Ella, en cambio, cada vez lo hacía menos, hasta el punto en que parecía tratarse de una cuestión vital, porque con cada palabra se volvía más etérea. Estás flaca, comé un poco más, le reprochaba Hernán. Alicia no hacía caso. Sus oraciones eran simples, breves, igual que los bocados que ingería. Así fue hasta que un día no habló más. Ni siquiera en ese momento Hernán dio el brazo a torcer, estaba convencido de que era una cuestión pasajera y que pronto ella volvería a ser la de antes. Tiempo al tiempo, repetía.

Agarró la bolsa que seguía sin utilizar, la hizo un bollo y la lanzó dentro de la alacena. Entró a la casa que se encontraba en penumbras y fue hasta el living, el lugar en que Alicia prefería estar. El crujido de las sandalias se amplificó en el silencio crudo que despedían las paredes.

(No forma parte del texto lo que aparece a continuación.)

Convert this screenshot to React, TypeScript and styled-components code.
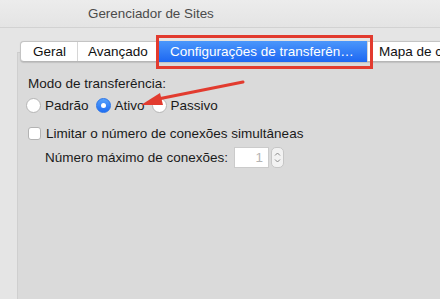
import React from 'react'
import styled, { createGlobalStyle } from 'styled-components'

const GlobalStyle = createGlobalStyle`
  html, body {
    margin: 0;
    padding: 0;
    background: #e5e5e5;
  }
  body {
    font-family: 'Liberation Sans', Arial, sans-serif;
    font-size: 13.5px;
    color: #1a1a1a;
  }
`

const Window = styled.div`
  position: relative;
  width: 440px;
  height: 299px;
  overflow: hidden;
  display: flex;
  flex-direction: column;
  background: #e5e5e5;
`

const TitleBar = styled.div`
  height: 27px;
  flex: none;
  display: flex;
  align-items: center;
  padding-left: 88px;
  background: linear-gradient(#ececec, #e4e4e4);
  border-bottom: 1px solid #d2d2d2;
`

const Title = styled.span`
  color: #4b4b4b;
  font-size: 13.4px;
  white-space: nowrap;
`

const Body = styled.div`
  flex: 1;
  display: flex;
  flex-direction: column;
  padding: 13px 0 0 17px;
`

const TabBar = styled.div`
  position: relative;
  z-index: 1;
  display: flex;
  height: 21px;
  margin: 0 0 -10px 3px;
  width: max-content;
  background: #fff;
  border: 1px solid #c4c4c4;
  border-bottom-color: #b6b6b6;
  border-radius: 4px;
  box-sizing: border-box;
  box-shadow: 0 0.5px 1px rgba(0, 0, 0, 0.12);
`

const Segment = styled.div<{ $width?: number; $pad: number; $selected?: boolean; $marked?: boolean }>`
  position: relative;
  flex: none;
  width: ${({ $width }) => ($width ? `${$width}px` : 'auto')};
  padding: 0 12px 0 ${({ $pad }) => $pad}px;
  display: flex;
  align-items: center;
  white-space: nowrap;
  color: ${({ $selected }) => ($selected ? '#fff' : '#111')};
  background: ${({ $selected }) => ($selected ? 'linear-gradient(#4b97fb, #1d67f2)' : 'transparent')};
  margin: ${({ $selected }) => ($selected ? '-1px 0' : '0')};
  border-left: 1px solid ${({ $selected }) => ($selected ? 'transparent' : '#d6d6d6')};
  box-sizing: border-box;

  &:first-child {
    border-left: none;
  }

  &::after {
    content: '';
    display: ${({ $marked }) => ($marked ? 'block' : 'none')};
    position: absolute;
    top: -6px;
    left: -1px;
    right: -6px;
    bottom: -7px;
    border: 3px solid #e23b2f;
  }
`

const Panel = styled.div`
  flex: 1;
  display: flex;
  flex-direction: column;
  padding: 23px 0 0 10px;
  background: #dadada;
  border-top: 1px solid #cdcdcd;
  border-left: 1px solid #cfcfcf;
`

const Label = styled.div`
  line-height: 16px;
  height: 16px;
  white-space: nowrap;
`

const RadioRow = styled.div`
  display: flex;
  align-items: center;
  height: 16px;
  margin: 5px 0 0 -2px;
`

const RadioItem = styled.label`
  display: flex;
  align-items: center;
  gap: 4px;
  margin-right: 7px;
  white-space: nowrap;
`

const RadioDot = styled.span<{ $checked?: boolean }>`
  width: 15px;
  height: 15px;
  border-radius: 50%;
  box-sizing: border-box;
  display: flex;
  align-items: center;
  justify-content: center;
  background: ${({ $checked }) => ($checked ? 'linear-gradient(#55a0fb, #1f6ef3)' : '#fff')};
  border: 1px solid ${({ $checked }) => ($checked ? '#2a74e8' : '#b5b5b5')};

  &::after {
    content: '';
    display: ${({ $checked }) => ($checked ? 'block' : 'none')};
    width: 5px;
    height: 5px;
    border-radius: 50%;
    background: #fff;
  }
`

const CheckRow = styled.label`
  display: flex;
  align-items: center;
  gap: 5px;
  height: 16px;
  margin-top: 12px;
  white-space: nowrap;
`

const CheckBox = styled.span`
  width: 13px;
  height: 13px;
  box-sizing: border-box;
  border: 1px solid #b3b3b3;
  border-radius: 3px;
  background: #fff;
`

const NumberRow = styled.div`
  display: flex;
  align-items: center;
  margin: 6px 0 0 17px;
  height: 21px;
`

const NumberLabel = styled.span`
  white-space: nowrap;
  margin-right: 6px;
`

const NumberInput = styled.div`
  width: 35px;
  height: 21px;
  box-sizing: border-box;
  border: 1px solid #cbcbcb;
  background: #fff;
  color: #b4b4b4;
  text-align: right;
  padding-right: 5px;
  line-height: 19px;
`

const Stepper = styled.div`
  width: 13px;
  height: 21px;
  margin-left: 2px;
  box-sizing: border-box;
  border: 1px solid #c6c6c6;
  border-radius: 5px;
  background: #f2f2f2;
  display: flex;
  align-items: center;
  justify-content: center;
`

const ArrowLayer = styled.svg`
  position: absolute;
  left: 0;
  top: 0;
  pointer-events: none;
`

const App: React.FC = () => {
  return (
    <Window>
      <GlobalStyle />
      <TitleBar>
        <Title>Gerenciador de Sites</Title>
      </TitleBar>
      <Body>
        <TabBar>
          <Segment $width={56} $pad={12}>Geral</Segment>
          <Segment $width={79} $pad={10}>Avançado</Segment>
          <Segment $width={211} $pad={13} $selected $marked>
            Configurações de transferên…
          </Segment>
          <Segment $pad={11}>Mapa de caracteres</Segment>
        </TabBar>
        <Panel>
          <Label>Modo de transferência:</Label>
          <RadioRow>
            <RadioItem>
              <RadioDot />
              Padrão
            </RadioItem>
            <RadioItem>
              <RadioDot $checked />
              Ativo
            </RadioItem>
            <RadioItem>
              <RadioDot />
              Passivo
            </RadioItem>
          </RadioRow>
          <CheckRow>
            <CheckBox />
            Limitar o número de conexões simultâneas
          </CheckRow>
          <NumberRow>
            <NumberLabel>Número máximo de conexões:</NumberLabel>
            <NumberInput>1</NumberInput>
            <Stepper>
              <svg width="7" height="15" viewBox="0 0 7 15">
                <path d="M1 5.5 L3.5 3 L6 5.5" fill="none" stroke="#8a8a8a" strokeWidth="1" />
                <path d="M1 9.5 L3.5 12 L6 9.5" fill="none" stroke="#8a8a8a" strokeWidth="1" />
              </svg>
            </Stepper>
          </NumberRow>
        </Panel>
      </Body>

      {/* annotation arrow */}
      <ArrowLayer width="440" height="299" viewBox="0 0 440 299">
        <line x1="243" y1="82" x2="158" y2="99" stroke="#e23b2f" strokeWidth="3" strokeLinecap="round" />
        <polygon points="141,105 160,93 163,105" fill="#e23b2f" />
      </ArrowLayer>
    </Window>
  )
}

export default App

Otra vez lo mismo, Ali. No puede ser que sigas así, le dijo sentado junto a ella. Por favor, ayudame a decidir qué hacer con el naranjo. Te juro que no tengo ganas de que nos pase lo mismo que con las rosas. No voy a ser capaz de atravesar algo como eso de nuevo. Pero Alicia, sin permitir que la ansiedad de su esposo la afectase, lo observaba en silencio desde el otro lado del cristal del portarretratos.